16. Sunburn on fruit and veg
Just like us, fruit and veg can get sunburned. Tomatoes, peppers, and apples are particularly vulnerable to sunscald, which appears as pale, sunken patches on the side exposed to the most light. It doesn’t affect flavour but can make produce spoil faster.
Try to keep foliage healthy and full to shade fruit naturally. If you’ve pruned too heavily or a heatwave’s coming, consider using temporary shading material like horticultural fleece or garden netting to soften the blow from intense sunlight.
17. Fading flowers in containers
Summer bedding in containers often starts strong but can tire out by mid-season, especially if it’s root-bound or starved of nutrients. Flowers become sparse and leggy, and the display loses impact. Deadhead regularly to keep blooms coming, and feed with a high-potash liquid fertiliser every 10 days. If the roots have filled the pot, consider repotting into a slightly larger container or trimming back roots and refreshing the compost. Even one small intervention can revive a tired display.
18. Ants farming aphids
In summer, ants often team up with aphids, protecting them in exchange for the sweet honeydew they produce. This partnership can lead to bigger aphid problems on your plants, especially if the ants are nesting nearby. If you spot ants running up stems, check for aphids too. Controlling the aphids usually reduces the ant activity, but if needed, try applying a sticky barrier to the plant stem or disturbing the ant nest gently to encourage them to move on.

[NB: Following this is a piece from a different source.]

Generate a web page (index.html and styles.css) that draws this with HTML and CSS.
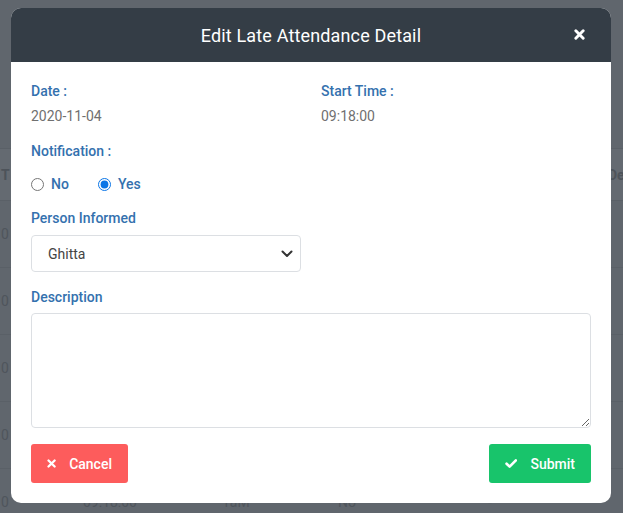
FILE: index.html
```html
<!DOCTYPE html>
<html lang="en">
<head>
<meta charset="utf-8">
<title>Edit Late Attendance Detail</title>
<link rel="stylesheet" href="styles.css">
</head>
<body>
<div class="page">
  <div class="bg-row bg-head"><span class="c1">T</span><span class="c5">De</span></div>
  <div class="bg-row"><span class="c1">0</span></div>
  <div class="bg-row"><span class="c1">0</span></div>
  <div class="bg-row"><span class="c1">0</span></div>
  <div class="bg-row"><span class="c1">0</span></div>
  <div class="bg-row"><span class="c1">0</span><span class="c2">09:18:00</span><span class="c3">1aM</span><span class="c4">No</span><span class="c6">-</span></div>
</div>

<div class="modal">
  <div class="modal-header">
    <h2 class="modal-title">Edit Late Attendance Detail</h2>
    <button class="close" type="button" aria-label="Close">
      <svg width="11" height="11" viewBox="0 0 12 12"><path d="M2 2 L10 10 M10 2 L2 10" stroke="#fff" stroke-width="3.2" stroke-linecap="round"/></svg>
    </button>
  </div>
  <div class="modal-body">
    <div class="grid">
      <div>
        <div class="label">Date :</div>
        <div class="value">2020-11-04</div>
      </div>
      <div>
        <div class="label">Start Time :</div>
        <div class="value">09:18:00</div>
      </div>
    </div>

    <div class="label sec">Notification :</div>
    <div class="radios">
      <label class="radio"><input type="radio" name="notif"> <span>No</span></label>
      <label class="radio"><input type="radio" name="notif" checked> <span>Yes</span></label>
    </div>

    <div class="label sec2">Person Informed</div>
    <div class="select">
      <span>Ghitta</span>
      <svg width="12" height="8" viewBox="0 0 12 8"><path d="M1.5 1.5 L6 6 L10.5 1.5" fill="none" stroke="#333" stroke-width="2" stroke-linecap="round" stroke-linejoin="round"/></svg>
    </div>

    <div class="label sec2">Description</div>
    <textarea class="textarea"></textarea>

    <div class="actions">
      <button class="btn btn-cancel" type="button">
        <svg width="11" height="11" viewBox="0 0 12 12"><path d="M2 2 L10 10 M10 2 L2 10" stroke="#fff" stroke-width="3" stroke-linecap="round"/></svg>
        <span>Cancel</span>
      </button>
      <button class="btn btn-submit" type="button">
        <svg width="14" height="11" viewBox="0 0 14 11"><path d="M1.8 5.8 L5.2 9 L12.2 2" fill="none" stroke="#fff" stroke-width="3" stroke-linecap="round" stroke-linejoin="round"/></svg>
        <span>Submit</span>
      </button>
    </div>
  </div>
</div>
</body>
</html>
```

FILE: styles.css
```css
* { box-sizing: border-box; }
html, body { margin: 0; padding: 0; }
body {
  width: 623px;
  height: 513px;
  overflow: hidden;
  background: #60666d;
  font-family: Roboto, "Liberation Sans", Arial, sans-serif;
  position: relative;
}

/* background page (dimmed) */
.page {
  padding-top: 148px;
  color: #4f555c;
  font-size: 14px;
}
.bg-row {
  height: 67px;
  border-top: 1px solid #5a6067;
  display: flex;
  align-items: center;
  position: relative;
}
.bg-head {
  height: 52px;
  background: #646a71;
  font-weight: 700;
  color: #4d535a;
}
.bg-row span { position: absolute; }
.c1 { left: 1px; }
.c2 { left: 83px; }
.c3 { left: 222px; }
.c4 { left: 338px; }
.c5 { left: 608px; }
.c6 { left: 488px; }

/* modal */
.modal {
  position: absolute;
  left: 11px;
  top: 8px;
  width: 600px;
  background: #fff;
  border-radius: 10px;
  overflow: hidden;
}
.modal-header {
  height: 54px;
  background: #343d46;
  display: flex;
  align-items: center;
  justify-content: center;
  position: relative;
}
.modal-title {
  margin: 0;
  color: #fff;
  font-size: 18px;
  font-weight: 400;
  letter-spacing: 0.15px;
}
.close {
  position: absolute;
  right: 26px;
  top: 21px;
  background: none;
  border: 0;
  padding: 0;
  width: 11px;
  height: 11px;
  display: flex;
}

.modal-body {
  padding: 20px 20px 20px 20px;
}
.grid {
  display: grid;
  grid-template-columns: 270px 270px;
  column-gap: 20px;
}
.label {
  color: #3471ae;
  font-size: 14px;
  line-height: 18px;
  font-weight: 500;
}
.value {
  color: #707070;
  font-size: 14px;
  line-height: 18px;
  margin-top: 7px;
}
.sec { margin-top: 17px; }
.sec2 { margin-top: 16px; }

.radios {
  display: flex;
  align-items: center;
  margin-top: 15px;
  height: 18px;
  gap: 29px;
}
.radio {
  display: flex;
  align-items: center;
  gap: 7px;
  color: #3471ae;
  font-size: 14px;
  font-weight: 500;
}
.radio input {
  margin: 0;
  width: 13px;
  height: 13px;
  accent-color: #0a75e6;
}

.select {
  margin-top: 8px;
  width: 270px;
  height: 37px;
  border: 1px solid #dcdfe3;
  border-radius: 4px;
  display: flex;
  align-items: center;
  justify-content: space-between;
  padding: 0 7px 0 16px;
  font-size: 14px;
  color: #444;
}

.textarea {
  display: block;
  margin-top: 7px;
  width: 560px;
  height: 115px;
  border: 1px solid #dcdfe3;
  border-radius: 4px;
  resize: both;
  font-family: inherit;
}

.actions {
  margin-top: 16px;
  display: flex;
  justify-content: space-between;
}
.btn {
  height: 39px;
  border: 0;
  border-radius: 3px;
  color: #fff;
  font-family: inherit;
  font-size: 14px;
  font-weight: 500;
  display: flex;
  align-items: center;
  padding: 0 16px;
  gap: 13px;
}
.btn-cancel { background: #fd5c5c; width: 97px; }
.btn-submit { background: #18c46b; width: 102px; gap: 13px; }
```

19. Brown spots on leaves from watering at the wrong time
Watering during the heat of the day can leave droplets on leaves that act like magnifying glasses, causing scorch marks and unsightly brown patches. It also wastes water through rapid evaporation. Water early in the morning or later in the evening when the sun is lower. This allows plants to take up moisture more effectively and reduces the risk of leaf burn. If you’re using a sprinkler, aim it low to the ground and avoid soaking the foliage directly.
20. Wildlife damage to ripening crops
Birds, squirrels, and even badgers can get into ripening crops like strawberries, sweetcorn, and blueberries just before you’re ready to harvest them. It’s frustrating to lose your best produce overnight to a sneaky nibble.
Use netting, cloches, or fruit cages to protect your crops as they ripen. Hanging old CDs, wind chimes, or motion-activated sprinklers can also help scare off persistent visitors. Just make sure any deterrents are wildlife-safe and don’t trap or harm anything by accident.